The people I am talking about do not have the choice or the freedom to enter into a formal relationship. Their contracts may not be recognised by the courts. The sisters who have written to me say that they have tried every way to avoid the burden of inheritance tax that is likely to fall on them with devastating consequences. Inheritance tax is a small matter in the global view of things. It is paid by fewer than 3% of the population and, on the figures I saw most recently, raises less than £3 billion per annum for the Government.
If a review recommended help for family members, it would be cost free in relation to inheritance tax because I am only suggesting a deferral of that tax until the death of the survivor. My amendment proposes a review of the legal support that ought to be available to the thousands—very often women—who have lived together in a household for many years and to carers who are family members. Where a younger one has cared for an older one but is overlooked in the will of the older one, despite years of selfless sacrifice, the younger carer may find herself homeless and penniless. I grew up next door to such a situation where an unmarried daughter—in those days referred to as an old maid—spent decades looking after her parents and when they died her widowed sister moved in with her, again for a long period. I am sure we all know
such situations where people deserve thanks, recognition and support and not to have a sword hanging over their heads for fear of having to sell up and move when they are very old.
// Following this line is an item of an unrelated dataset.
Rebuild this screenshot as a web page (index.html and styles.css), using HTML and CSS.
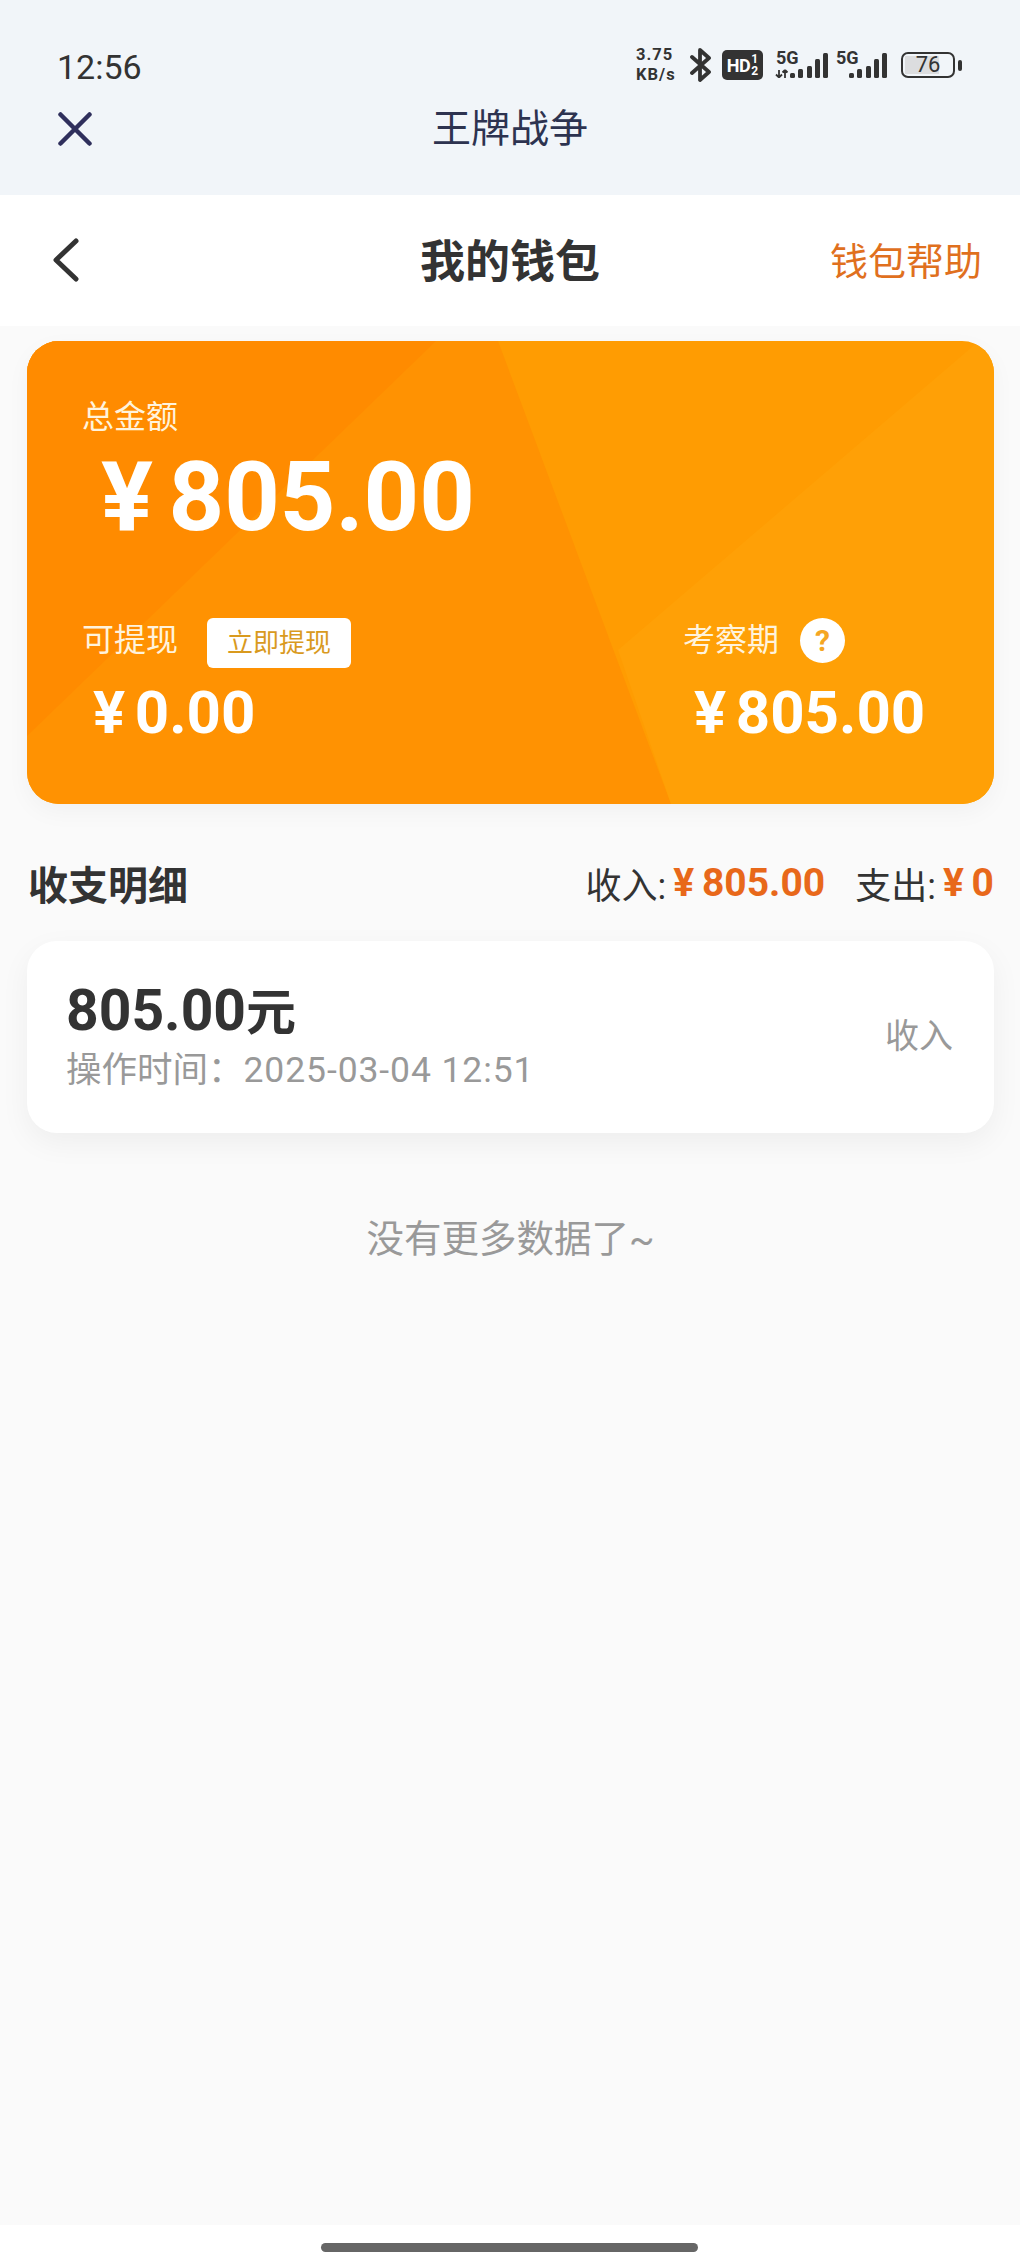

This Bill presents the opportunity to recognise and assist the army of carers and siblings who have done their duty to their families, and did not shift the burden onto the state or the taxpayer. My amendment is crafted to encompass only the position of that category of people who cannot marry or enter into a civil partnership which would give them those advantages—namely, people within the prohibited degrees: grandparents, parents, children, aunts and uncles, nephews and nieces. We all know just such situations, where care and codependency have grown up over the years, and I hope that the Government will look at that situation. I beg to move.